Valor: O sr. acha que o ministro Gilmar Mendes, próximo de políticos do PSDB, deveria se dizer impedido em casos envolvendo o PT?
Sanches: Bom, sobre isso eu não quero falar.
Valor: O Supremo deve julgar de forma mais política quando há risco de convulsão social, como se seguiu à condução coercitiva de Lula?
Sanches: Quem praticou foi o juiz de primeira instância. Isso quem pode resolver é o Conselho Nacional de Justiça, ou antes disso, o Conselho da Justiça Federal - não é o Supremo Tribunal Federal.
Valor: O sr. acha que, com a polarização do país, o Supremo deveria ter um papel de moderador, de não botar lenha na fogueira?

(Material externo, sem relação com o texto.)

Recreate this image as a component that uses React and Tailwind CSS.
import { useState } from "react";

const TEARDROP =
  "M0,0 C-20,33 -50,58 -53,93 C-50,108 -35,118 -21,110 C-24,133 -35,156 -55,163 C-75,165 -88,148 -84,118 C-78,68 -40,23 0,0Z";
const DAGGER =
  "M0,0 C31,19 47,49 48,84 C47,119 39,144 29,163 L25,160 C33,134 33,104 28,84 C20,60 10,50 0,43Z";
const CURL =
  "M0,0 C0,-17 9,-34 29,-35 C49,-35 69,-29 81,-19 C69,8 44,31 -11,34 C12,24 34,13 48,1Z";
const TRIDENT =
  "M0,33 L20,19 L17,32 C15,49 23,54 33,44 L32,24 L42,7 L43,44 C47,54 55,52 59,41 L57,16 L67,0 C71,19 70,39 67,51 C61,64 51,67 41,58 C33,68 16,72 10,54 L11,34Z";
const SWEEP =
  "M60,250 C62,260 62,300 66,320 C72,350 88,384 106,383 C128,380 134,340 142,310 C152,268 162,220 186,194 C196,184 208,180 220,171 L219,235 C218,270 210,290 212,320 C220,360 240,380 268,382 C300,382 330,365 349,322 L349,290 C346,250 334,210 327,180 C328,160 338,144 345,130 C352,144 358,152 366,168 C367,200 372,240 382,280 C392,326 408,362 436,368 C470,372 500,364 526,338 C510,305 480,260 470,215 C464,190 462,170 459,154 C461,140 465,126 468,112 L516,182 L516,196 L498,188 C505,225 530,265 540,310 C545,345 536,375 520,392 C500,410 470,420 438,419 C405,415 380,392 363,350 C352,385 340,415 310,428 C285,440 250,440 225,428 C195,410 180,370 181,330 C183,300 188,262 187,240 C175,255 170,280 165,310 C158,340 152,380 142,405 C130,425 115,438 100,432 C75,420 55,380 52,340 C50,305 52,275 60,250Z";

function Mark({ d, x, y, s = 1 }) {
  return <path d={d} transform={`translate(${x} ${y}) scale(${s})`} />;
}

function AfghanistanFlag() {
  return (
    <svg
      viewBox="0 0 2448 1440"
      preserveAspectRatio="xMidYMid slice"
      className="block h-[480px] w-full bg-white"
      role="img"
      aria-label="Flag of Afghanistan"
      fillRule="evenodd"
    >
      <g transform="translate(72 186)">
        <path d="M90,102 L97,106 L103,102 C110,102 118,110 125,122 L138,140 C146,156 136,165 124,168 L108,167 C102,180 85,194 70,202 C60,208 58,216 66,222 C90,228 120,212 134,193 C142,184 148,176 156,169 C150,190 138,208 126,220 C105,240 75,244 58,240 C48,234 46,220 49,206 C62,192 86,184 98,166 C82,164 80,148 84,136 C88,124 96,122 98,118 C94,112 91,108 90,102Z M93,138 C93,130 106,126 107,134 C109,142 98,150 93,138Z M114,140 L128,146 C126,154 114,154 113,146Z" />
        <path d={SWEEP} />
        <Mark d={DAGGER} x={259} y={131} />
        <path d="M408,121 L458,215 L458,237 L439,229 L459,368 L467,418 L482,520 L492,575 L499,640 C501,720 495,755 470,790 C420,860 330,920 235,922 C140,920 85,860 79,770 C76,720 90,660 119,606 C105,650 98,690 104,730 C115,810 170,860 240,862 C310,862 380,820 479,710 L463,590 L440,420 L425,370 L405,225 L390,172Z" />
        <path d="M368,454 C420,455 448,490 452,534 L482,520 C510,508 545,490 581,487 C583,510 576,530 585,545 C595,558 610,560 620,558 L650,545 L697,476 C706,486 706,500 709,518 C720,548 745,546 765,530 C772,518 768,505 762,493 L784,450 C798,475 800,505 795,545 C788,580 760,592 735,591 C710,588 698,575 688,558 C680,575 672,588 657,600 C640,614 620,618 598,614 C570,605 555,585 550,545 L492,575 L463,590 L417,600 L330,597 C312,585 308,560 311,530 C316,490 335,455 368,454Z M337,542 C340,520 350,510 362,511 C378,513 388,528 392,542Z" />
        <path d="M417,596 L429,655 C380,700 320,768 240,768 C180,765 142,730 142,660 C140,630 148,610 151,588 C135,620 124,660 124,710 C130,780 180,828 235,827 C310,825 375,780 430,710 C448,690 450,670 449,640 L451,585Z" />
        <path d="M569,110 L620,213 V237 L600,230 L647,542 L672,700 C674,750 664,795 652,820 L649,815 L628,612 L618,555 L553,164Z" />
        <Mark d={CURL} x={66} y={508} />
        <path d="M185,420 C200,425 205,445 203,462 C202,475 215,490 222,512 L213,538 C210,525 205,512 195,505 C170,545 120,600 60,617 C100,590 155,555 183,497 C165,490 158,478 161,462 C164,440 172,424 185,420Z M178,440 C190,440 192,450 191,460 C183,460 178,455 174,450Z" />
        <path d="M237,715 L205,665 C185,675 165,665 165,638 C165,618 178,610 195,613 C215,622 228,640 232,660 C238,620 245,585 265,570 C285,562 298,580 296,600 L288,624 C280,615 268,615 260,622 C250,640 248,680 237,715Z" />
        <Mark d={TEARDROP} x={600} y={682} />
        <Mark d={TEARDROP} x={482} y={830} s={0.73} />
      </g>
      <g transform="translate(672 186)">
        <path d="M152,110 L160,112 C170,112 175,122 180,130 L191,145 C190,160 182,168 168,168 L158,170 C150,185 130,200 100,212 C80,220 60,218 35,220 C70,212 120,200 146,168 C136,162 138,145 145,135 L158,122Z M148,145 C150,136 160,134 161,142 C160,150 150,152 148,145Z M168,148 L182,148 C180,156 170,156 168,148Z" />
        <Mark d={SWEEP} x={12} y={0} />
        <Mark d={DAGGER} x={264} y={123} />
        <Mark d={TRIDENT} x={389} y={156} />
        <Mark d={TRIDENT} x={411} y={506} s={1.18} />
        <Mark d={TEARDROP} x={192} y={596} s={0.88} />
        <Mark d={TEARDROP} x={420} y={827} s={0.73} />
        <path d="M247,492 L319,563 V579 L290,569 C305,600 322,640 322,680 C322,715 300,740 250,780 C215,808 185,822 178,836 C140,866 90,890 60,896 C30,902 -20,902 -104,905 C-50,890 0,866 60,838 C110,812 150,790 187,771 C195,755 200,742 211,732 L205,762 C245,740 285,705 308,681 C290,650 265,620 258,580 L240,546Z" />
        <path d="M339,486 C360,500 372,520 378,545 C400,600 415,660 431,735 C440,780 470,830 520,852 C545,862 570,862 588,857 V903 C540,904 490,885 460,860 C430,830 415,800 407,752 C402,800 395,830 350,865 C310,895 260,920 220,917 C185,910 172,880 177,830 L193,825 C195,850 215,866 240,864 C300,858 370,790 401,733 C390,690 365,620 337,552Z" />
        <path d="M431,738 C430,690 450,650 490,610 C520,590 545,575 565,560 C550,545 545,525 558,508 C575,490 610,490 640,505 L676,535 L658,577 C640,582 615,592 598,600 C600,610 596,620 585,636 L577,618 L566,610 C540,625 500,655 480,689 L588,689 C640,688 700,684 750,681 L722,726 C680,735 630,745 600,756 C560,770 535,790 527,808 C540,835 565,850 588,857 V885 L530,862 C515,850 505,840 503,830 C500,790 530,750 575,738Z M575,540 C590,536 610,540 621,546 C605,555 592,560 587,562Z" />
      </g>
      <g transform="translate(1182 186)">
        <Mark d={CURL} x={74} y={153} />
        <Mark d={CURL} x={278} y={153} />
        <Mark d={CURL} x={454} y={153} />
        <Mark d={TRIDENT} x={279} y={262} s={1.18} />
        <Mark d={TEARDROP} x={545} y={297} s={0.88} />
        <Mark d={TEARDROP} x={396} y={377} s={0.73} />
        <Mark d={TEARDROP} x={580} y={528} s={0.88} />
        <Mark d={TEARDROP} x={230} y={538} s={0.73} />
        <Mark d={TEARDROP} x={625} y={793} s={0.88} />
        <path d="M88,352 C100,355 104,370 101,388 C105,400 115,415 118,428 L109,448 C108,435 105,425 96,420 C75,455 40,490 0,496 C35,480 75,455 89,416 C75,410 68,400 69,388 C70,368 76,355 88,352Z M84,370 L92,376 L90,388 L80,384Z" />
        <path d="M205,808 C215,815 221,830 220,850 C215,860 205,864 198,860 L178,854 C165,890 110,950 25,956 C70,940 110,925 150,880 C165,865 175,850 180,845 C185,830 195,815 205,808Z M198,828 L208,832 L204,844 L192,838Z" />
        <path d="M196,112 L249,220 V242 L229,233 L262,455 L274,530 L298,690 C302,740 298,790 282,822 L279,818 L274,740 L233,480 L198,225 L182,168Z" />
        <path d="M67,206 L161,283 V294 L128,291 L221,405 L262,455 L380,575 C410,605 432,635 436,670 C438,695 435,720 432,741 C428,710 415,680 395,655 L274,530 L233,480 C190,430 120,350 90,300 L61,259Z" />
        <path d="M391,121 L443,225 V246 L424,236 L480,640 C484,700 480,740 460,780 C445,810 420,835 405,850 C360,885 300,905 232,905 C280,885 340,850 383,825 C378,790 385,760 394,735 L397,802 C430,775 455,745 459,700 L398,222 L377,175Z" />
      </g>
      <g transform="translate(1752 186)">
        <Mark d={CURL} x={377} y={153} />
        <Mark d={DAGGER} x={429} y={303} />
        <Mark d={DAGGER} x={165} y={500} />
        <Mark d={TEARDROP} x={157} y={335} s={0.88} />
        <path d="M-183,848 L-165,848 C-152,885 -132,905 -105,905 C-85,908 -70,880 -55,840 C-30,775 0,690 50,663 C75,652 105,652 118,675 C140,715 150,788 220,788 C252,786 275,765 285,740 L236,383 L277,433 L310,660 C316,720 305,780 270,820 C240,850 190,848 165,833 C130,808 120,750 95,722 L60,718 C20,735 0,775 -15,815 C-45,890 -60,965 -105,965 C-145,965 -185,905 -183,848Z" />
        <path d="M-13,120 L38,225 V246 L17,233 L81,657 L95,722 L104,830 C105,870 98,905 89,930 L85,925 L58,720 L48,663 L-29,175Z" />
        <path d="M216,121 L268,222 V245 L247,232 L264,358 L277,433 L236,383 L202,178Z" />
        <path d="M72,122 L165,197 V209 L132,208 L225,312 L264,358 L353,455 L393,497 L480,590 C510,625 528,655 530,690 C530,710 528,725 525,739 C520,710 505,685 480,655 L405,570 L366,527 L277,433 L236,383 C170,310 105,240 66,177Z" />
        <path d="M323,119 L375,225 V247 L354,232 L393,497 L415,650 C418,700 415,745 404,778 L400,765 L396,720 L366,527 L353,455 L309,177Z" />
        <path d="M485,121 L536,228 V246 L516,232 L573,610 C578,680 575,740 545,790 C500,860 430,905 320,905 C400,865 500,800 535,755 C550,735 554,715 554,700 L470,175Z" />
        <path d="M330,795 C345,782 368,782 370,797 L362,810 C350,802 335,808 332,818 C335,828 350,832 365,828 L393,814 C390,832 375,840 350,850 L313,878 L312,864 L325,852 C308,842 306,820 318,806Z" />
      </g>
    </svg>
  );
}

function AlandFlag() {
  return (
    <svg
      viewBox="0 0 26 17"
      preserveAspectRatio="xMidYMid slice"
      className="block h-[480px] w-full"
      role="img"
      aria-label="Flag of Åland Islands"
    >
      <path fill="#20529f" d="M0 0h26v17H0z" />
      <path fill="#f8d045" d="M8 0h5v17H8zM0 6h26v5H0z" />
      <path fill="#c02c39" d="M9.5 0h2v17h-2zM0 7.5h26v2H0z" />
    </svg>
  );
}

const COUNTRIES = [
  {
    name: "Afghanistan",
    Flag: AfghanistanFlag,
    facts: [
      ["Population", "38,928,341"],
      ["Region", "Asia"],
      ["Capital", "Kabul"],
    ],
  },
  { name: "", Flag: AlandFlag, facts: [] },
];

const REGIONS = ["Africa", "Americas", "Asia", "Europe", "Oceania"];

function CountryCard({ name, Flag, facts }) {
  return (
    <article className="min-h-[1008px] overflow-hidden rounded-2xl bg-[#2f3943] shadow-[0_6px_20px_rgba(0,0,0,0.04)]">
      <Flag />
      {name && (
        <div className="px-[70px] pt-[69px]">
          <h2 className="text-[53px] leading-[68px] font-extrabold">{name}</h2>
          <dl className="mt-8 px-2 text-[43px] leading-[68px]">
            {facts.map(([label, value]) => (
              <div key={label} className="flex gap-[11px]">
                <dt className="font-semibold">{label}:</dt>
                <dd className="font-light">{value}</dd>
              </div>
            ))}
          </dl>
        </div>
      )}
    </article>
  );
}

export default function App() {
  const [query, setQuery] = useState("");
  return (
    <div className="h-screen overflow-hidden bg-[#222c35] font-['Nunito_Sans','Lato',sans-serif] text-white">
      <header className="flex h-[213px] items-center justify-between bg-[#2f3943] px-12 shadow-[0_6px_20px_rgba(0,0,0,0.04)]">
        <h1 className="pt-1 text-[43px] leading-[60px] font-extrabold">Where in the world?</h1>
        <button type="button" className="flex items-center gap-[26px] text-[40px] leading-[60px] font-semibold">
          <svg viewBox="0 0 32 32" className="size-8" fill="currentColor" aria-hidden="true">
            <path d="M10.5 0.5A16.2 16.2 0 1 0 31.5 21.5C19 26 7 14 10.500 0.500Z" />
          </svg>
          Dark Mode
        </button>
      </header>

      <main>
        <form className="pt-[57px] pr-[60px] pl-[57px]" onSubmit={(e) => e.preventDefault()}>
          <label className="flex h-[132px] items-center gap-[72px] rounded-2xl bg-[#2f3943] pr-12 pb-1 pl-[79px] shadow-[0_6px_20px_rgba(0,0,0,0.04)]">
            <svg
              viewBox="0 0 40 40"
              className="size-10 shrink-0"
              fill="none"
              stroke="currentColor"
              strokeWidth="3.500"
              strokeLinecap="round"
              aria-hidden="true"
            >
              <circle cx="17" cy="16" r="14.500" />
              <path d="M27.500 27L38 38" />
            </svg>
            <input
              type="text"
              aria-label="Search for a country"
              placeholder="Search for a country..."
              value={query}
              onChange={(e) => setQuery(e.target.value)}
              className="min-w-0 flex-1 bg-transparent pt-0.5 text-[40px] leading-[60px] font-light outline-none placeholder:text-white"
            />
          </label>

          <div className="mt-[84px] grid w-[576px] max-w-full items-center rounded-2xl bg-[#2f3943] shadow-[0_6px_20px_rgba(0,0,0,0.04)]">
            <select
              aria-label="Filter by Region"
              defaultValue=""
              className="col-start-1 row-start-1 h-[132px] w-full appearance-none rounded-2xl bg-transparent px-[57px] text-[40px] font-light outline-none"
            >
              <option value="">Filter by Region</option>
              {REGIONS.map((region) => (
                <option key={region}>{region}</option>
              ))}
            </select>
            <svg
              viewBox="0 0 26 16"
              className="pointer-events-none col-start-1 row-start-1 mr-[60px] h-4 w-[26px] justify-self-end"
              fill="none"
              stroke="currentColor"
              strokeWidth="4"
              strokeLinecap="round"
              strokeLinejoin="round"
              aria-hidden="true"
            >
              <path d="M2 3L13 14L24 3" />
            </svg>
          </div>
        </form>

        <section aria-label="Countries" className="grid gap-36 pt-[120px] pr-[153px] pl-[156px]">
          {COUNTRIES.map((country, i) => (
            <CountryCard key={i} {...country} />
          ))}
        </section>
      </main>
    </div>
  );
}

Sanches: Eu acho que ele está tendo. Tem tido muito cuidado. Veja bem que a decisão com relação à questão da Câmara, daquele problema de composição da comissão [do impeachment], decidiu segundo sua convicção jurídica. E isso, para o governo, foi melhor. Depende de quem está vendo as soluções. Para uns a solução foi política; para quem está vendo de outro ângulo, a posição foi jurídica. Eu me lembro que, sempre que passava processos nas minhas mãos, o que não queria solução jurídica queria solução política, e o que sabia que não tinha razão queria solução política e não jurídica. O que demonstra que a pessoa não quer perder nunca. E o juiz fica dividido: devo ser político, aqui, ou devo ser jurídico?
Valor: Qual deve ser o papel do Supremo durante a crise atual?
Sanches: O que a história mostra é que o Supremo sempre foi o poder moderador, que às vezes dá solução favorável ao Executivo, às vezes ao Legislativo, e às vezes estritamente com motivação jurídica, mas que no fundo acaba sendo uma posição, no sentido amplo do termo, e mais nobre, de um moderador - porque também não está lá para botar gasolina na fogueira. Mas isso está certo? É aquela velha história: quem tem razão quer que a solução seja jurídica, quem não tem quer que seja política. E aí fica o tribunal dividido. Como é que faz? Tenho que pensar no país ou tenho que pensar no caso concreto? O país tem que ser governado ou pode continuar desgovernado? É difícil dizer qual é a melhor solução, se a política ou a jurídica. O Supremo deve ser fiel à sua história: um moderador.